An Honest, Accomplished Reflection
Rodney Crowell has been making music for about fifty years, and if his revelations on his latest record Close Ties are any indication, he’s done a lot of living during that time.
Released on New Wave Records, Close Ties comes across as a collection of Crowell’s life stories as songs, the kind steeped in memories and admissions of failings and feelings of both the present and years gone by. He’s called the record “a loose concept album,” which is a fair description as the songs do feel steeped in the same rather lonely place. Throughout it all, he exemplifies the Americana artist as a storyteller with a guitar slung across his or her shoulder — only he may have had a lot of more years practicing the craft than some of his younger, more popular counterparts.
The record opens with grit and gumption with “East Houston Blues,” the kind of song that tells of a man’s hard-luck tale with thumping auxiliary and crooning backup vocals to set a bluesy scene. But instead of turning up the dial, as some track twos are wont to do, Crowell turns it down a notch with the mysterious and moody “Reckless,” which furthers the narrative of a troubled life as something of an ode to self-sabotage. “There’s so much more that I could be / but I’m feeling reckless,” Crowell sings, backed by fiddles and an upright bass.
Crowell stays true to a songwriter’s craft as far as being self-reflective, and his life appears to be an open book. There are references to friends and colleagues like Townes Van Zandt and Willie Nelson. He sings the rock-tinged “Life Without Susanna” as an ode to his one-time muse — who was married to Guy Clark — and how much it hurt him to see her “close to the end,” and how he is still finding himself after her loss. It’s as honest and vulnerable an admission a man can make, and Crowell does not mince his words.

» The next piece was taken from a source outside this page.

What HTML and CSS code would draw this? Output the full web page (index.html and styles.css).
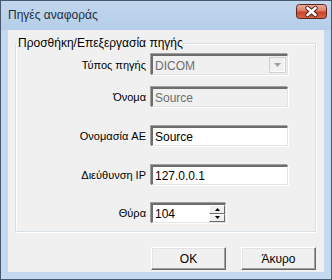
FILE: index.html
```html
<!DOCTYPE html>
<html lang="el">
<head>
    <meta charset="UTF-8">
    <title>Πηγές αναφοράς</title>
    <link rel="stylesheet" href="styles.css">
</head>
<body>
    <div class="window">
        <div class="titlebar">
            <span class="title">Πηγές αναφοράς</span>
            <svg class="close-box" width="31" height="15" viewBox="0 0 31 15">
                <defs>
                    <linearGradient id="closeGrad" x1="0" y1="0" x2="0" y2="1">
                        <stop offset="0" stop-color="#eeb0a2"/>
                        <stop offset="0.45" stop-color="#de7c66"/>
                        <stop offset="0.55" stop-color="#c9452d"/>
                        <stop offset="1" stop-color="#d9674b"/>
                    </linearGradient>
                </defs>
                <rect x="0.5" y="0.5" width="30" height="14" rx="3" fill="url(#closeGrad)" stroke="#5e241c"/>
                <path d="M11.5 4 L19.5 11 M19.5 4 L11.5 11" stroke="#4b1d17" stroke-width="4.4" stroke-linecap="round"/>
                <path d="M11.5 4 L19.5 11 M19.5 4 L11.5 11" stroke="#fff" stroke-width="2.6" stroke-linecap="round"/>
            </svg>
        </div>
        <div class="client">
            <fieldset class="group">
                <legend>Προσθήκη/Επεξεργασία πηγής</legend>
                <div class="row row-type">
                    <label>Τύπος πηγής</label>
                    <div class="combo disabled">
                        <span>DICOM</span>
                        <span class="combo-btn">
                            <svg width="7" height="4" viewBox="0 0 7 4"><path d="M0 0 H7 L3.5 4 Z" fill="#a0a0a0"/></svg>
                        </span>
                    </div>
                </div>
                <div class="row row-name">
                    <label>Όνομα</label>
                    <div class="textbox disabled">Source</div>
                </div>
                <div class="row row-ae">
                    <label>Ονομασία AE</label>
                    <div class="textbox">Source</div>
                </div>
                <div class="row row-ip">
                    <label>Διεύθυνση IP</label>
                    <div class="textbox">127.0.0.1</div>
                </div>
                <div class="row row-port">
                    <label>Θύρα</label>
                    <div class="textbox spin">
                        <span>104</span>
                        <span class="spin-btns">
                            <span class="spin-btn"><svg width="5" height="3" viewBox="0 0 5 3"><path d="M2.5 0 L5 3 H0 Z" fill="#000"/></svg></span>
                            <span class="spin-btn"><svg width="5" height="3" viewBox="0 0 5 3"><path d="M0 0 H5 L2.5 3 Z" fill="#000"/></svg></span>
                        </span>
                    </div>
                </div>
            </fieldset>
            <div class="actions">
                <button type="button" class="btn">OK</button>
                <button type="button" class="btn">Άκυρο</button>
            </div>
        </div>
    </div>
</body>
</html>
```

FILE: styles.css
```css
body {
    margin: 0;
    font-family: "Liberation Sans", Arial, sans-serif;
    font-size: 11px;
    color: #000;
}
.window {
    width: 332px;
    height: 280px;
    box-sizing: border-box;
    border: 1px solid #48596b;
    background: #c4d9ef;
    padding: 0 7px 7px;
    display: flex;
    flex-direction: column;
}
.titlebar {
    height: 29px;
    display: flex;
    align-items: center;
    justify-content: space-between;
    background: linear-gradient(#c1d7ee, #b5cde8);
    margin: 0 -7px;
    padding: 0 7px;
}
.title {
    font-size: 12px;
    color: #1e2d3c;
    margin-top: -1px;
}
.close-box {
    display: block;
    margin: -9px -3px 0 0;
}
.client {
    flex: 1;
    background: #f0f0f0;
    padding: 7px 8px 0 7px;
}
.group {
    margin: 0;
    padding: 0 0 8px;
    border: 1px solid #d5dfe5;
    box-shadow: inset 1px 1px 0 #fff, 1px 1px 0 #fff;
    height: 195px;
    box-sizing: border-box;
}
.group legend {
    padding: 0 1px;
    margin-left: 1px;
    line-height: 13px;
    font-size: 12px;
}
.row {
    display: flex;
    align-items: center;
}
.row label {
    width: 130px;
    margin-right: 5px;
    text-align: right;
    color: #000;
}
.row-type { margin-top: 4px; }
.row-name { margin-top: 12px; }
.row-ae { margin-top: 19px; }
.row-ip { margin-top: 19px; }
.row-port { margin-top: 18px; }
.textbox, .combo {
    width: 137px;
    height: 20px;
    box-sizing: border-box;
    background: #fff;
    border-top: 2px solid #6d6d6d;
    border-left: 2px solid #6d6d6d;
    border-right: 1px solid #e3e3e3;
    border-bottom: 1px solid #e3e3e3;
    box-shadow: -1px -1px 0 #a0a0a0, 1px 1px 0 #fff;
    padding: 1px 2px 0;
    line-height: 16px;
    font-size: 12px;
    display: flex;
    align-items: center;
}
.combo {
    height: 21px;
    justify-content: space-between;
    padding-right: 1px;
}
.disabled {
    background: #f0f0f0;
    color: #6d6d6d;
}
.combo-btn {
    width: 17px;
    height: 16px;
    box-sizing: border-box;
    border: 1px solid #d4d0c8;
    box-shadow: inset -1px -1px 0 #fff;
    display: flex;
    align-items: center;
    justify-content: center;
    margin-top: -1px;
}
.spin {
    width: 75px;
    justify-content: space-between;
    padding-right: 0;
    padding-top: 0;
    align-items: stretch;
}
.spin span:first-child {
    line-height: 18px;
}
.spin-btns {
    display: flex;
    flex-direction: column;
    width: 16px;
}
.spin-btn {
    flex: 1;
    background: #f0f0f0;
    border-top: 1px solid #fff;
    border-left: 1px solid #fff;
    border-right: 1px solid #696969;
    border-bottom: 1px solid #696969;
    display: flex;
    align-items: center;
    justify-content: center;
}
.actions {
    display: flex;
    justify-content: flex-end;
    gap: 15px;
    margin-top: 15px;
}
.btn {
    width: 75px;
    height: 23px;
    padding: 0;
    background: #f0f0f0;
    border-top: 1px solid #fff;
    border-left: 1px solid #fff;
    border-right: 1px solid #696969;
    border-bottom: 1px solid #696969;
    box-shadow: inset -1px -1px 0 #a0a0a0, inset 1px 1px 0 #e3e3e3;
    font-family: "Liberation Sans", Arial, sans-serif;
    font-size: 12px;
    color: #000;
}
```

Then comes “It Ain’t Over Yet,” which was given to fans who pre-ordered the album as an early download. It is easily the most memorable and enjoyable track on the album, and not only because of its star-caliber guest vocals from Roseanne Cash and John Paul White. The song has a heartfelt confession of how love lasts, “I don’t care what you think you heard / we’re still learning how to fly,” Crowell sings. As a mid-tempo track with layered guitar lines and three-part harmonies, it features some of the most musically appealing arrangements on the record.
The duet “I’m Tied to Ya,” featuring Sheryl Crow, is a maudlin, mysterious ballad with exotic undertones and Crowell’s own blistering guitar work. Then the brutally honest self-reflection continues on “Forgive me Annabelle,” a song that features Crowell admitting his own failings in romance while seeming to acquiesce he knows he is giving too little too late. It’s a heartbreaker, if only to hear the hurt in his voice and realize such feelings don’t diminish with age.
“Storm Warning” comes across as lessons from a life lived well but among turbulence, with a song structure, chord progression and backup vocal line that makes the track feel like the most poppy and adult contemporary of the bunch. Then the ten tracks close on a soft and reminiscent note with “Nashville 1972” and its acoustic melody holding down Crowell’s trip down memory lane with the other musicians and artists with whom he came up — including a memorable if somewhat regrettable party with Willie Nelson in attendance.
With each track, Crowell shows he is the type of musician who hasn’t let his long career and myriad accomplishments twinge his self-perception or cramp his style; his work remains largely ego-free. And while he may have been doing this for most of his life, he sure doesn’t seem tired of it yet.